『その夜の妻』

kenboutei2005-04-02

小津安二郎、『その夜の妻』。昭和5年。サイレント。
開始早々、ピストルが出てくるので、声を出して驚いてしまった。後に作られた『非常線の女』に通じる、無国籍風「アパートもの」。
病気になった子供の治療のために強盗してしまった岡田時彦が帰る屋根裏部屋は、アメリカ映画のポスターや、モダンな置物が乱雑に散りばめられ、食事はテーブルで英字新聞に包まれた食パンとコーヒーという、明らかに西洋風。ところが妻の八雲恵美子の衣装は和服で、どこかアンバランス感は否めない。

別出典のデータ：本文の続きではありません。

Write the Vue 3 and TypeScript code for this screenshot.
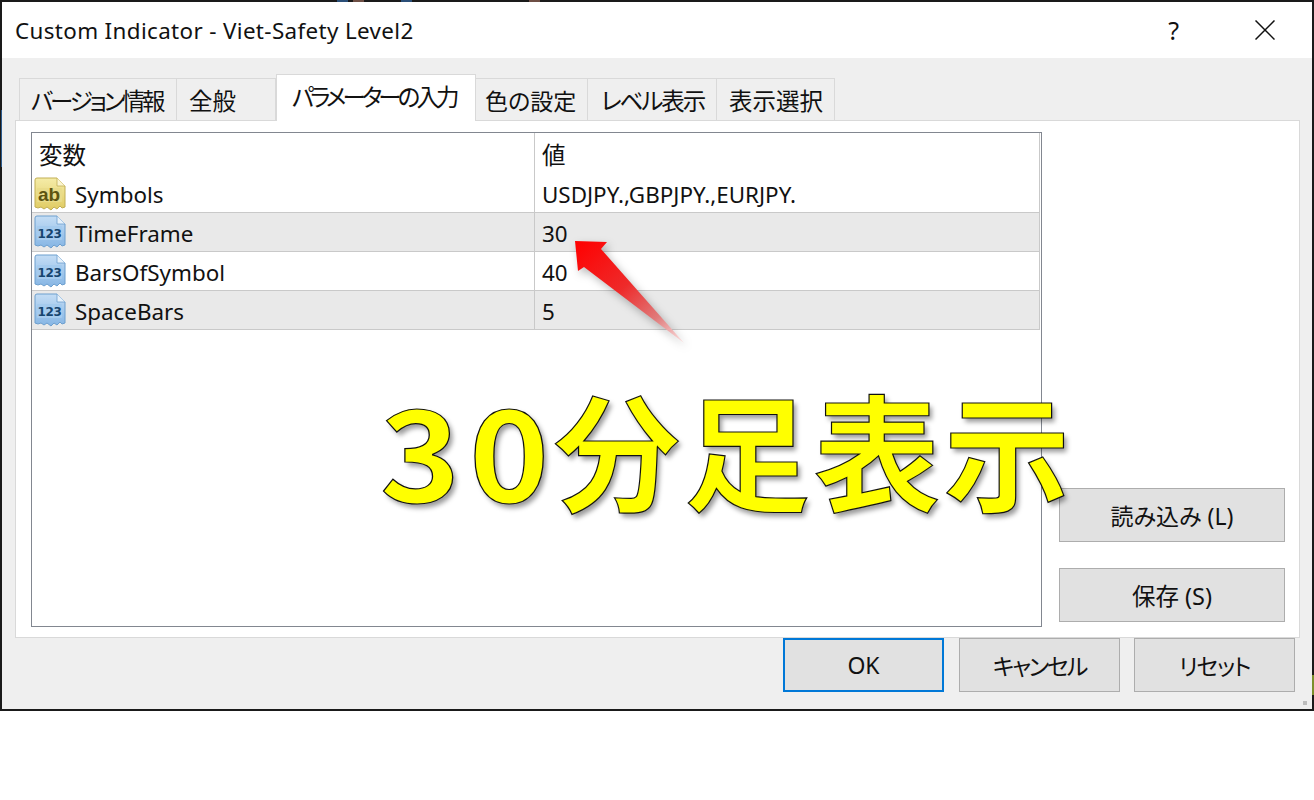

初期の小津ではもはや当然ともいえる、移動撮影、ズームの使用も効果的で、サスペンスを盛り上げている。一方で刑事の山本冬郷と八雲の緊張感ある場面では、後期小津の「交わらない視線」のカット割りも見られ、なかなか興味深い。
岡田時彦は、岡田茉莉子の父だが、どことなく平田昭彦に似ている。子役の市村美津子が可愛くて、どこかで観たことあるなと思ったら、高峰秀子のことだった。山本冬郷がいい味を出していて、好きだ。(この人も最初、その顔つきから東野英治郎かと思ったのだが、全く別人だった。)